BACKGROUND: Urban areas in the US are increasingly focused on mass casualty incident (MCI) response. We simulated pre-hospital triage scenarios and hypothesized that using hospital-based blood product inventories for on-scene triage decisions would minimize time to treatment.

STUDY DESIGN: Discrete event simulations modeled MCI casualty injuries and patient flow after a simulated blast event in Boston, MA. Casualties were divided into moderate (ISS 9-15) and severe (ISS>15) based on injury patterns. Blood product inventories were collected from all hospitals (n=6). The primary endpoint was the proportion of casualties managed with 1:1:1 balanced resuscitation in a target timeframe (moderate, 3.5U RBC in 6 hours; severe, 10U RBC in 1 hour). Three triage scenarios were compared including unimpeded casualty movement to proximate hospitals (Nearest), equal distribution among hospitals (Equal), and blood product inventory-based triage (Supply-Guided).

RESULTS: Simulated MCIs generated a mean +/- SD of 302 +/- 7 casualties including 57 +/- 2 moderate and 15 +/- 2 severe casualties. Nearest triage resulted in significantly fewer overall casualties treated in the target time (55% vs Equal 86% vs Supply-Guided 91%, p<0.001). These differences were principally due to fewer moderate casualties treated whereas there was no difference among strategies for severe casualties.

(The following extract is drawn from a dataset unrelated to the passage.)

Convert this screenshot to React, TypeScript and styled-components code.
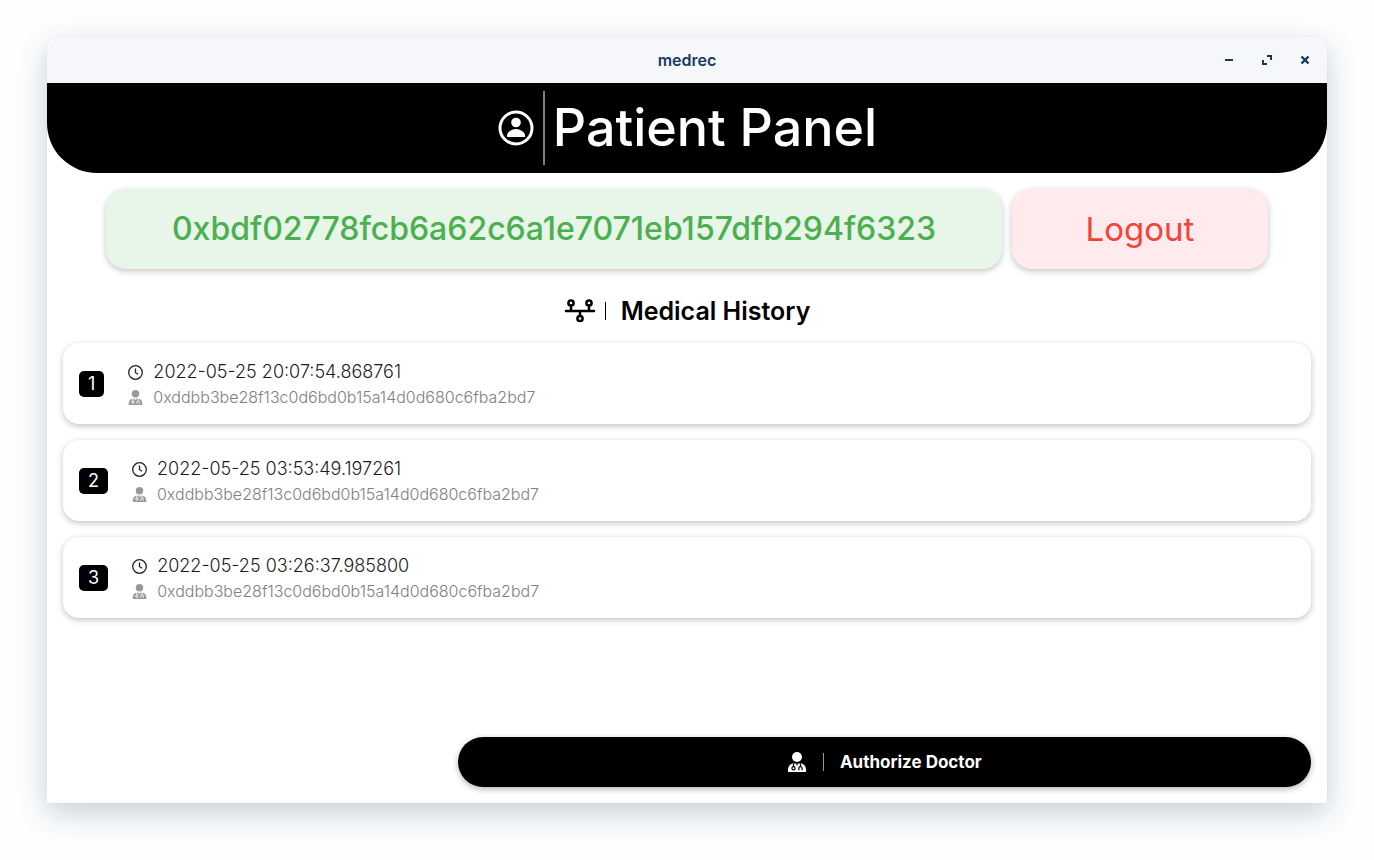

CONCLUSIONS: In this simulation study comparing different triage strategies including one based upon actual blood product inventories, nearest hospital triage was inferior to equal distribution or a supply-guided strategy. Disaster response leaders in US urban areas should consider modeling different MCI scenarios and casualty numbers to determine optimal triage strategies for their area given hospital numbers and blood product availability.